Stated problem:
Begin at the first line of the data and copy each line through the one containing "items-center justify-center text-[13px]", that line included, with no pictures.

──────── Source data ────────

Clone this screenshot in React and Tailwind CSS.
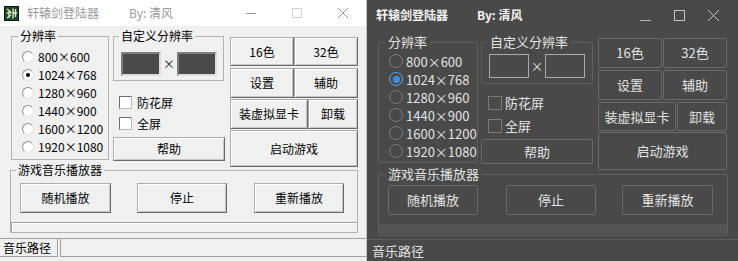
import React from "react";

const resolutions = ["800×600", "1024×768", "1280×960", "1440×900", "1600×1200", "1920×1080"];

const lightBtn =
  "flex items-center justify-center bg-[#f0f0f0] text-[12px] text-black border border-[#adadad] border-r-[#696969] border-b-[#696969] shadow-[inset_1px_1px_0_#ffffff,inset_-1px_-1px_0_#c6c6c6]";
const darkBtn =
  "flex items-center justify-center text-[13px] text-[#e2e2e2] border border-[#6a6a6a] rounded-[2px]";

const Logo = () => (
  <svg width="15" height="15" viewBox="0 0 15 15" className="ml-[4px] shrink-0">
    <rect x="0.5" y="0.5" width="14" height="14" fill="#1f4330" stroke="#0b1a12" />
    <path d="M3 3 L7 6 M2.5 7 H7.5 M5 4 V12 M3 12 L7 9" stroke="#cfe6a8" strokeWidth="1.4" fill="none" />
    <path d="M9 2.5 V12.5 M11.5 3 V11 M8.5 7 H13" stroke="#e8f0d0" strokeWidth="1.3" fill="none" />
  </svg>
);

const LightRadio = ({ checked }) => (
  <span className="w-[12px] h-[12px] rounded-full bg-white border border-[#8c8c8c] border-r-[#e3e3e3] border-b-[#e3e3e3] flex items-center justify-center shrink-0">
    {checked && <span className="w-[4px] h-[4px] rounded-full bg-black" />}
  </span>
);

const DarkRadio = ({ checked }) => (
  <span
    className={`w-[14px] h-[14px] rounded-full border flex items-center justify-center shrink-0 ${
      checked ? "border-[#5aa9ec]" : "border-[#7c7c7c]"
    }`}
  >
    {checked && <span className="w-[7px] h-[7px] rounded-full bg-[#3d91e0]" />}
  </span>
);

function LightWindow() {
  return (
    <div className="w-[367px] h-[261px] flex flex-col bg-[#f0f0f0] border-r border-[#c4c4c4] text-black">
      {/* title bar */}
      <div className="h-[26px] shrink-0 bg-white flex items-center">
        <Logo />
        <span className="ml-[8px] text-[12px] text-[#9a9a9a]">轩辕剑登陆器</span>
        <span className="ml-[30px] text-[12px] text-[#9a9a9a]">By: 清风</span>
        <div className="ml-auto flex h-full">
          <div className="w-[46px] flex items-center justify-center">
            <svg width="10" height="10"><path d="M0 5.5 H10" stroke="#999" /></svg>
          </div>
          <div className="w-[46px] flex items-center justify-center">
            <svg width="10" height="10"><rect x="0.5" y="0.5" width="9" height="9" fill="none" stroke="#d2d2d2" /></svg>
          </div>
          <div className="w-[46px] flex items-center justify-center">
            <svg width="10" height="10"><path d="M0 0 L10 10 M10 0 L0 10" stroke="#999" /></svg>
          </div>
        </div>
      </div>

      {/* body */}
      <div className="flex-1">
        <div className="h-[137px] flex items-start pt-[3px] pl-[11px]">
          {/* resolution group */}
          <fieldset className="w-[98px] h-[131px] border border-[#b2b2b2] shrink-0">
            <legend className="ml-[6px] px-[2px] text-[12px] leading-[14px]">分辨率</legend>
            <div className="pt-[5px] pl-[10px]">
              {resolutions.map((r, i) => (
                <div key={r} className="h-[18px] flex items-center">
                  <LightRadio checked={i === 1} />
                  <span className="ml-[4px] text-[12px] leading-none">{r}</span>
                </div>
              ))}
            </div>
          </fieldset>

          {/* custom resolution + checkboxes + help */}
          <div className="ml-[4px] w-[111px] shrink-0">
            <fieldset className="h-[52px] border border-[#b2b2b2]">
              <legend className="ml-[5px] px-[2px] text-[12px] leading-[14px]">自定义分辨率</legend>
              <div className="flex items-center pt-[9px] pl-[7px]">
                <div className="w-[40px] h-[24px] bg-[#4a4a4a] border-2 border-[#7e7e7e] border-r-[#dcdcdc] border-b-[#dcdcdc]" />
                <span className="w-[16px] text-center text-[12px] text-[#222]">×</span>
                <div className="w-[40px] h-[24px] bg-[#4a4a4a] border-2 border-[#7e7e7e] border-r-[#dcdcdc] border-b-[#dcdcdc]" />
              </div>
            </fieldset>
            <div className="mt-[11px] pl-[6px]">
              {["防花屏", "全屏"].map((t) => (
                <div key={t} className="h-[21px] flex items-center">
                  <span className="w-[13px] h-[13px] bg-white border border-[#6f6f6f] border-r-[#b9b9b9] border-b-[#b9b9b9]" />
                  <span className="ml-[5px] text-[12px] leading-none">{t}</span>
                </div>
              ))}
            </div>
            <button className={`${lightBtn} mt-[3px] w-[112px] h-[24px]`}>帮助</button>
          </div>

          {/* right buttons */}
          <div className="ml-[6px] mt-[8px] w-[128px] shrink-0 flex flex-col">
            <div className="flex h-[29px]">
              <button className={`${lightBtn} w-[64px]`}>16色</button>
              <button className={`${lightBtn} w-[64px]`}>32色</button>
            </div>
            <div className="flex h-[30px] mt-[2px]">
              <button className={`${lightBtn} w-[64px]`}>设置</button>
              <button className={`${lightBtn} w-[64px]`}>辅助</button>
            </div>
            <div className="flex h-[30px] mt-[1px]">
              <button className={`${lightBtn} w-[78px]`}>装虚拟显卡</button>
              <button className={`${lightBtn} w-[50px]`}>卸载</button>
            </div>
            <button className={`${lightBtn} h-[37px] mt-[1px]`}>启动游戏</button>
          </div>
        </div>

        {/* music player */}
        <fieldset className="ml-[10px] w-[348px] h-[70px] border border-[#b2b2b2]">
          <legend className="ml-[5px] px-[2px] text-[12px] leading-[14px]">游戏音乐播放器</legend>
          <div className="flex mt-[6px] pl-[9px] h-[30px]">
            <button className={`${lightBtn} w-[91px]`}>随机播放</button>
            <button className={`${lightBtn} w-[90px] ml-[26px]`}>停止</button>
            <button className={`${lightBtn} w-[90px] ml-[27px]`}>重新播放</button>
          </div>
          <div className="mt-[9px] h-[10px] border-t border-l border-[#a0a0a0] shadow-[inset_1px_1px_0_#ffffff]" />
        </fieldset>
      </div>

      {/* status bar */}
      <div className="h-[23px] shrink-0 border-t border-[#a0a0a0] flex pb-[4px]">
        <div className="w-[58px] pl-[3px] flex items-center border-r border-b border-[#a0a0a0] text-[12px]">音乐路径</div>
        <div className="flex-1 ml-[2px] border-l border-b border-[#a0a0a0]" />
      </div>
    </div>
  );
}

function DarkWindow() {
  return (
    <div className="flex-1 h-[261px] flex flex-col bg-[#494949] text-[#e2e2e2]">
      {/* title bar */}
      <div className="h-[30px] shrink-0 flex items-center">
        <span className="ml-[9px] text-[12px] font-bold text-[#f2f2f2]">轩辕剑登陆器</span>
        <span className="ml-[29px] text-[12px] font-bold text-[#f2f2f2]">By: 清风</span>
        <div className="ml-auto mr-[8px] flex h-full">
          <div className="w-[34px] flex items-center justify-center">
            <svg width="11" height="11"><path d="M0 10.5 H11" stroke="#b8b8b8" /></svg>
          </div>
          <div className="w-[34px] flex items-center justify-center">
            <svg width="11" height="11"><rect x="0.5" y="0.5" width="10" height="10" fill="none" stroke="#c4c4c4" /></svg>
          </div>
          <div className="w-[34px] flex items-center justify-center">
            <svg width="11" height="11"><path d="M0 0 L11 11 M11 0 L0 11" stroke="#c4c4c4" /></svg>
          </div>
        </div>
      </div>

      {/* body */}
      <div className="flex-1">
        <div className="h-[136px] flex items-start pt-[4px] pl-[11px]">
          <fieldset className="w-[100px] h-[129px] border border-[#5f5f5f] rounded-[3px] shrink-0">
            <legend className="ml-[6px] px-[3px] text-[13px] leading-[16px]">分辨率</legend>
            <div className="pt-[2px] pl-[10px]">
              {resolutions.map((r, i) => (
                <div key={r} className="h-[18px] flex items-center">
                  <DarkRadio checked={i === 1} />
                  <span className="ml-[3px] text-[13px] leading-none">{r}</span>
                </div>
              ))}
            </div>
          </fieldset>

          <div className="ml-[3px] w-[112px] shrink-0">
            <fieldset className="h-[50px] border border-[#5f5f5f] rounded-[3px]">
              <legend className="ml-[5px] px-[3px] text-[13px] leading-[16px]">自定义分辨率</legend>
              <div className="flex items-center pt-[4px] pl-[7px]">
                <div className="w-[40px] h-[24px] border border-[#a9a9a9]" />
                <span className="w-[16px] text-center text-[13px]">×</span>
                <div className="w-[40px] h-[24px] border border-[#a9a9a9]" />
              </div>
            </fieldset>
            <div className="mt-[7px] pl-[7px]">
              {["防花屏", "全屏"].map((t) => (
                <div key={t} className="h-[23px] flex items-center">
                  <span className="w-[14px] h-[14px] border border-[#7a7a7a]" />
                  <span className="ml-[3px] text-[13px] leading-none">{t}</span>
                </div>
              ))}
            </div>
            <button className={`${darkBtn} mt-[2px] w-[112px] h-[25px]`}>帮助</button>
          </div>

          <div className="ml-[5px] mt-[4px] w-[129px] shrink-0 flex flex-col">
            <div className="flex h-[30px] gap-[1px]">
              <button className={`${darkBtn} w-[64px]`}>16色</button>
              <button className={`${darkBtn} w-[64px]`}>32色</button>
            </div>
            <div className="flex h-[30px] mt-[2px] gap-[1px]">
              <button className={`${darkBtn} w-[64px]`}>设置</button>
              <button className={`${darkBtn} w-[64px]`}>辅助</button>
            </div>
            <div className="flex h-[29px] mt-[2px] gap-[1px]">
              <button className={`${darkBtn} w-[78px]`}>装虚拟显卡</button>
              <button className={`${darkBtn} w-[50px]`}>卸载</button>
            </div>
            <button className={`${darkBtn} h-[38px] mt-[1px]`}>启动游戏</button>
          </div>
        </div>

        <fieldset className="ml-[11px] w-[350px] h-[70px] border border-[#5f5f5f] rounded-[3px]">
          <legend className="ml-[6px] px-[3px] text-[13px] leading-[16px]">游戏音乐播放器</legend>
          <div className="flex mt-[3px] pl-[9px] h-[30px]">
            <button className={`${darkBtn} w-[90px]`}>随机播放</button>
            <button className={`${darkBtn} w-[90px] ml-[28px]`}>停止</button>
            <button className={`${darkBtn} w-[91px] ml-[26px]`}>重新播放</button>
          </div>
          <div className="mt-[9px] h-[10px] bg-[#555555]" />
        </fieldset>
      </div>

      {/* status bar */}
      <div className="h-[22px] shrink-0 border-t border-[#5c5c5c] flex items-center pl-[5px] text-[13px]">
        音乐路径
      </div>
    </div>
  );
}

export default function App() {
  return (
    <div className="w-[738px] h-[261px] flex bg-[#f0f0f0] font-['Noto_Sans_CJK_SC',sans-serif] overflow-hidden">
      <LightWindow />
      <DarkWindow />
    </div>
  );
}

────────

Solution for this task:
Clone this screenshot in React and Tailwind CSS.
import React from "react";

const resolutions = ["800×600", "1024×768", "1280×960", "1440×900", "1600×1200", "1920×1080"];

const lightBtn =
  "flex items-center justify-center bg-[#f0f0f0] text-[12px] text-black border border-[#adadad] border-r-[#696969] border-b-[#696969] shadow-[inset_1px_1px_0_#ffffff,inset_-1px_-1px_0_#c6c6c6]";
const darkBtn =
  "flex items-center justify-center text-[13px] text-[#e2e2e2] border border-[#6a6a6a] rounded-[2px]";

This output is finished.